Experienced investors - Standard Life UK Smaller Companies
The UK is our favoured market and in that smaller companies are our favoured sector. The UK economy is the most robust of the major economies, and smaller companies will derive most, if not all, of their income from the UK. They are also currently an undervalued sector. The Standard Life team is one of the best around and they have the research resources available to maintain strong performance.

Income investors - Standard Life Corporate Bond Fund
Standard Life are on of the most experienced corporate bond managers in the UK and this particular fund has built up a very consistent performance record. The yield is only 4.8%, this being due to the fact predominantly invests in very secure bonds.

Income investors - Norwich Union Higher Income Plus
This fund invests in a combination of investment grade and high yield bonds, and as such offers a yield of 7.6%. Norwich Union dedicate huge resources to managing bond funds and this has helped them produce strong performance across their range of bond funds. The fund also benefits from low charges, meeting the CAT standard criteria.

Jason Hollands, Bestinvest (Brokers) Plc

Investing a full £7,000 in shares and bonds and wanting a balanced portfolio bestinvest recommends a portfolio that contains a blend of bonds/equities which should generate a mixture of income and growth. "The equity exposure concentrates on blue chip shares while the bond component has a high yield bias reflect our view on the attractions of the sector," says bestinvest.

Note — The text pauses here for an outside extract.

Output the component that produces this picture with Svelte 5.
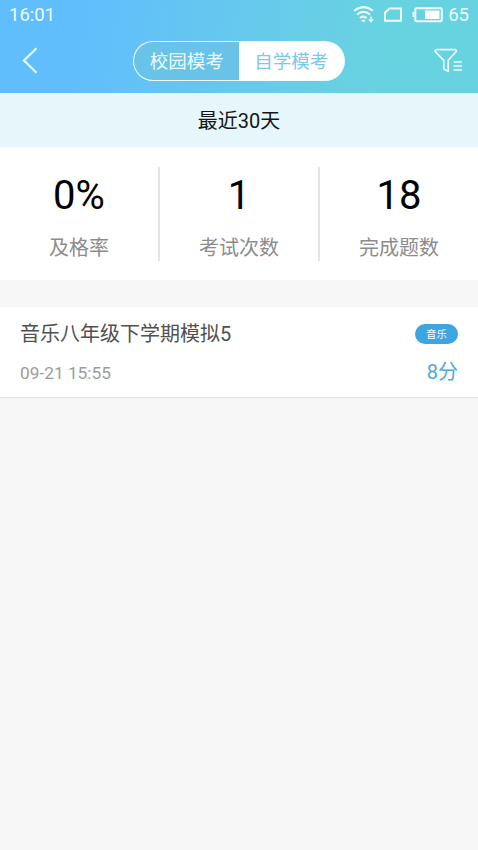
<script>
  const stats = [
    { value: '0%', label: '及格率' },
    { value: '1', label: '考试次数' },
    { value: '18', label: '完成题数' }
  ];
  const exams = [
    { title: '音乐八年级下学期模拟5', date: '09-21 15:55', subject: '音乐', score: '8分' }
  ];
  let active = $state(1);
</script>

<div class="screen">
  <header>
    <div class="status">
      <span class="time">16:01</span>
      <svg class="icons" width="92" height="22" viewBox="352 4 92 22" fill="none" stroke="#effcff" stroke-width="2">
        <path d="M354.200 10.800Q363.500 3.400 372.800 10.800M357 14.500Q363.500 9.300 370 14.500M359.800 18Q363.300 15.200 366.600 18" />
        <path d="M361 20.300L363.400 22.500L365.600 20.300Q363.400 18.700 361 20.300Z" fill="#effcff" stroke="none" />
        <path d="M371 16.500V21M368.900 19.300L371 21.600L373.100 19.300" stroke-width="1.400" />
        <path d="M385 20.800V12.800L389.500 8.500H401V20.800Z" />
        <rect x="415.300" y="8.300" width="26.500" height="13" rx="1.200" />
        <path d="M413.500 12V17" />
        <rect x="425" y="10.500" width="14.500" height="8.500" fill="#fff" stroke="none" />
      </svg>
      <span class="level">65</span>
    </div>
    <nav>
      <button class="back" aria-label="返回">
        <svg width="18" height="28" viewBox="0 0 18 28" fill="none" stroke="#e4fbff" stroke-width="2.200">
          <path d="M15.500 1.200L3 13.500L15.500 25.800" />
        </svg>
      </button>
      <div class="tabs">
        <button class:active={active === 0} onclick={() => (active = 0)}>校园模考</button>
        <button class:active={active === 1} onclick={() => (active = 1)}>自学模考</button>
      </div>
      <button class="filter" aria-label="筛选">
        <svg width="30" height="26" viewBox="434 48 30 26" fill="none" stroke="#e8fcff" stroke-width="1.700" stroke-linejoin="round">
          <path d="M436.500 49.700H455.500Q457 50.200 456 51.700L448.200 60.300V71.500L443.800 69V60.300L435.300 51.700Q434.500 50.200 436.500 49.700Z" />
          <path d="M453.500 62H462M453.500 66H462M453.500 70H462" stroke-width="1.300" />
        </svg>
      </button>
    </nav>
  </header>

  <div class="period">最近30天</div>

  <section class="stats">
    {#each stats as s}
      <div class="stat">
        <span class="value">{s.value}</span>
        <span class="label">{s.label}</span>
      </div>
    {/each}
  </section>

  <section class="list">
    {#each exams as e}
      <article>
        <div class="info">
          <span class="title">{e.title}</span>
          <span class="date">{e.date}</span>
        </div>
        <div class="result">
          <span class="tag">{e.subject}</span>
          <span class="score">{e.score}</span>
        </div>
      </article>
    {/each}
  </section>
</div>

<style>
  .screen {
    min-height: 850px;
    background: #f7f7f7;
    font-family: Roboto, 'Noto Sans CJK SC', sans-serif;
    font-weight: 400;
    color: #151515;
  }
  button {
    border: 0;
    padding: 0;
    background: none;
    font: inherit;
    display: block;
  }
  svg { display: block; }
  header {
    height: 93px;
    background: linear-gradient(100deg, #60befd 17%, #66c9ed 50%, #68d3e0 80%);
    color: #effcff;
  }
  .status {
    height: 30px;
    display: flex;
    align-items: center;
    padding: 0 9px;
    box-sizing: border-box;
    font-size: 18.500px;
  }
  .icons { margin-left: auto; }
  .level { margin-left: 4px; }
  nav {
    height: 62px;
    display: flex;
    align-items: center;
    padding: 0 14px 0 21px;
  }
  .back { width: 29px; }
  .filter { margin-left: auto; }
  .tabs {
    display: flex;
    width: 212px;
    height: 40px;
    box-sizing: border-box;
    padding: 1.400px;
    background: #f0fdff;
    border-radius: 20px;
    margin-left: 83px;
  }
  .tabs button {
    flex: 1;
    font-size: 18.500px;
    line-height: 34px;
    padding-top: 2px;
    color: #e8fbff;
    background: #69c3e8;
  }
  .tabs button:first-child { border-radius: 19px 0 0 19px; }
  .tabs button:last-child { border-radius: 0 19px 19px 0; }
  .tabs button.active {
    background: #fff;
    color: #7cc8e7;
  }
  .period {
    height: 54px;
    line-height: 56px;
    text-align: center;
    font-size: 20px;
    background: #e6f6fb;
  }
  .stats {
    height: 133px;
    display: flex;
    align-items: center;
    background: #fff;
  }
  .stat {
    flex: 1;
    height: 94px;
    display: flex;
    flex-direction: column;
    align-items: center;
    box-sizing: border-box;
  }
  .stat + .stat { border-left: 2px solid #e4e4e4; }
  .value {
    height: 57px;
    line-height: 58px;
    font-size: 40px;
    color: #000;
  }
  .label {
    height: 48px;
    line-height: 48px;
    font-size: 20px;
    color: #8c8c8c;
  }
  .list { padding-top: 27px; }
  article {
    height: 91px;
    box-sizing: border-box;
    padding: 0 20px;
    display: flex;
    justify-content: space-between;
    background: #fff;
    border-bottom: 1px solid #e2e2e2;
  }
  .info, .result {
    display: flex;
    flex-direction: column;
  }
  .info { padding-top: 12px; }
  .result {
    padding-top: 17px;
    align-items: flex-end;
  }
  .title { line-height: 30px; font-size: 20px; color: #505050; }
  .date { line-height: 30px; margin-top: 9px; font-size: 17.300px; color: #9c9c9c; }
  .tag {
    width: 43px;
    height: 20px;
    line-height: 21px;
    border-radius: 10px;
    text-align: center;
    font-size: 10.500px;
    color: #fff;
    background: #3da5df;
  }
  .score { line-height: 28px; margin-top: 14px; font-size: 20px; color: #50a8d7; }
</style>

To construct this portfolio they recommend
£2,000 in the Merrill Lynch High Income Bond
£1,500 ABN Amro UK Selected Opportunities
£1,500 Newton Income
£1,000 Invesco Perpeptual Monthly Income Plus
£1,000 Fidelity Managed International

A medium risk growth portfolio - with some exposure to smaller companies and mid caps in the UK made up with the following funds using a fund supermarket:

£2,000 Investec European
£1,500 ABN Amro UK Selected Opportunites
£1,500 Artemis UK growth
£1,000 Credit Suisse Transatlantic
£1,000 Schroder Tokyo.

For income among the funds they recommend are Aberdeen High Yield Bond and ABN Amro Equity Income.